Unclear to me what is meant by dynamically. Here is a solution with grep :

#!/usr/bin/env bash

# @(#) s1       Demonstrate delete lines with reference file, grep.

# Utility functions: print-as-echo, print-line-with-visual-space, debug.
# export PATH="/usr/local/bin:/usr/bin:/bin"
LC_ALL=C ; LANG=C ; export LC_ALL LANG
pe() { for _i;do printf "%s" "$_i";done; printf "\n"; }
pl() { pe;pe "-----" ;pe "$*"; }
em() { pe "$*" >&2 ; }
db() { ( printf " db, ";for _i;do printf "%s" "$_i";done;printf "\n" ) >&2 ; }
db() { : ; }
C=$HOME/bin/context && [ -f $C ] && $C grep

FILE=${1-data1}
E=expected-output.txt

pl " Input data file and reference file data2:"
head data[12]

pl " Expected output:"
cat $E

pl " Results:"
grep -vf data2 data1 |
tee f1

pl " Verify results if possible:"
C=$HOME/bin/pass-fail
[ -f $C ] && $C || ( pe; pe " Results cannot be verified." ) >&2

exit 0

producing:

$ ./s1

Environment: LC_ALL = C, LANG = C
(Versions displayed with local utility "version")
OS, ker|rel, machine: Linux, 3.16.0-4-amd64, x86_64
Distribution        : Debian 8.7 (jessie) 
bash GNU bash 4.3.30
grep (GNU grep) 2.20

-----
 Input data file and reference file data2:
==> data1 <==
1,XX
2,YY
3,ZZ
4,DD

==> data2 <==
2
3

-----
 Expected output:
1,XX
4,DD

-----
 Results:
1,XX
4,DD

-----
 Verify results if possible:

-----
 Comparison of 2 created lines with 2 lines of desired results:
 Succeeded -- files (computed) f1 and (standard) expected-output.txt have same content.

See man grep for details.

Best wishes ... cheers, drl

weknowd · May 15, 2017, 11:16pm

Thanks drl for your time. It works and once again thanks for your step by step explanation.

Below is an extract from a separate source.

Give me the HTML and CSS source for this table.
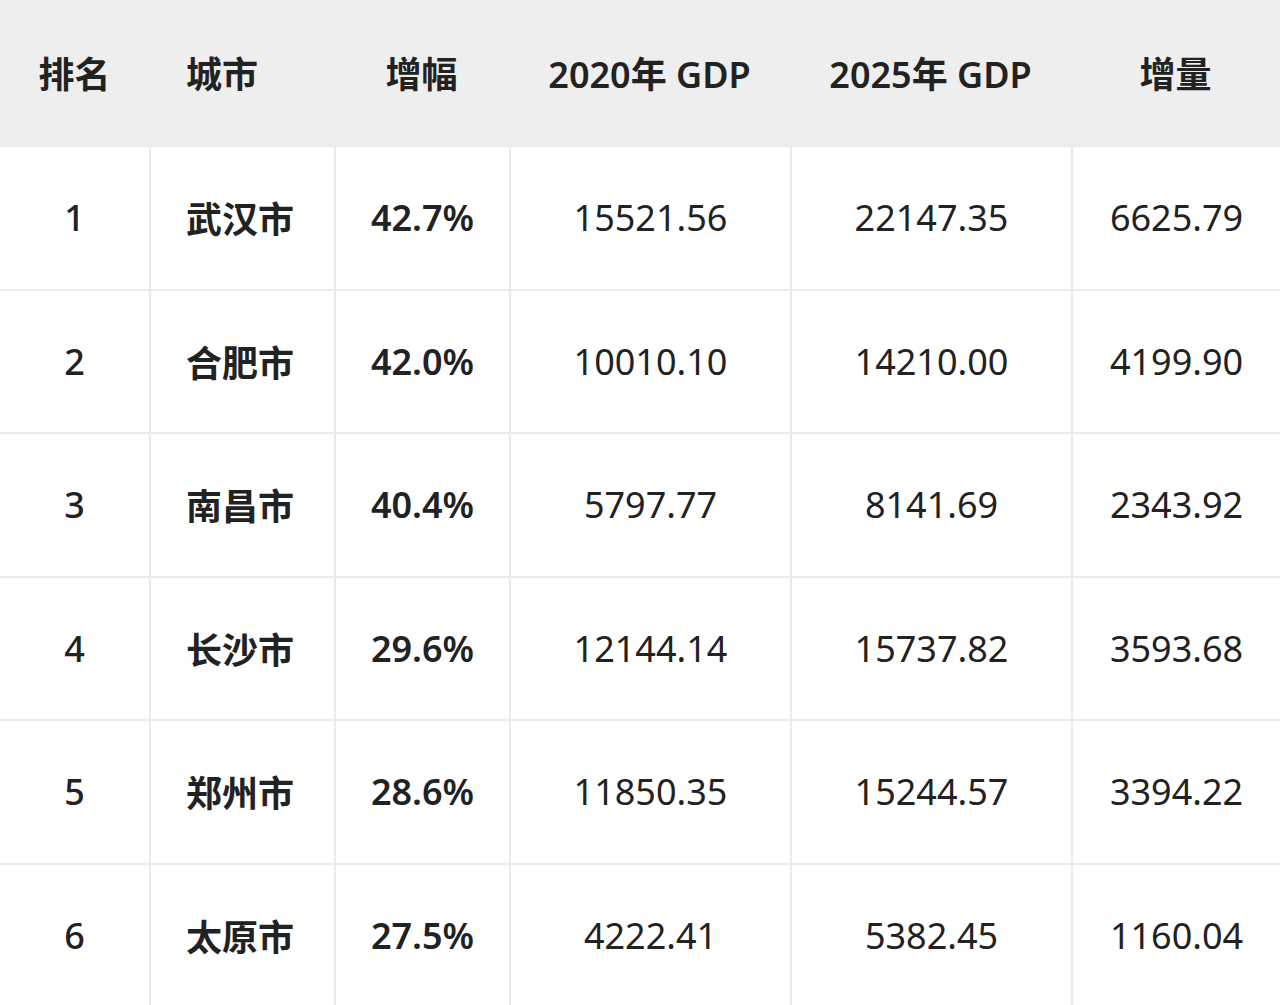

Don_Cragun · May 16, 2017, 1:55am

Hi weknowd,
Note that according to post #1 in this thread, the desired output included the header that was present in both input files, while the output produced by:

grep -vf file2 file1

deleted the header line. Note also that if the ID values are of varying lengths and one of the IDs in file2 to be removed from the master file ( file1 ) also appears as a substring of another ID or appears in the NAME field, the suggested code may remove additional lines that have IDs that are not included in file2 . For example, if file1 contained:

ID,NAME
123,Jane Doe
2,John Doe
312,Jack Smith
421,Jim Taylor
567,Fred Zahn

and file2 contained:

ID
2
3

the given code will not only remove the header line, a line with ID 2, and a line with ID 3; it will also remove lines with IDs 12, 21-29, 32, 42, ... and lines with IDs 13, 23, 31, 33-39, 43, ....; i.e., the results would only be:

456,Fred Zahn

not:

ID,NAME
123,Jane Doe
312,Jack Smith
421,Jim Taylor
567,Fred Zahn

With your problem statement, we have no idea whether or not the code drl suggested works for real data you may need to process or just works for the sample data you provided.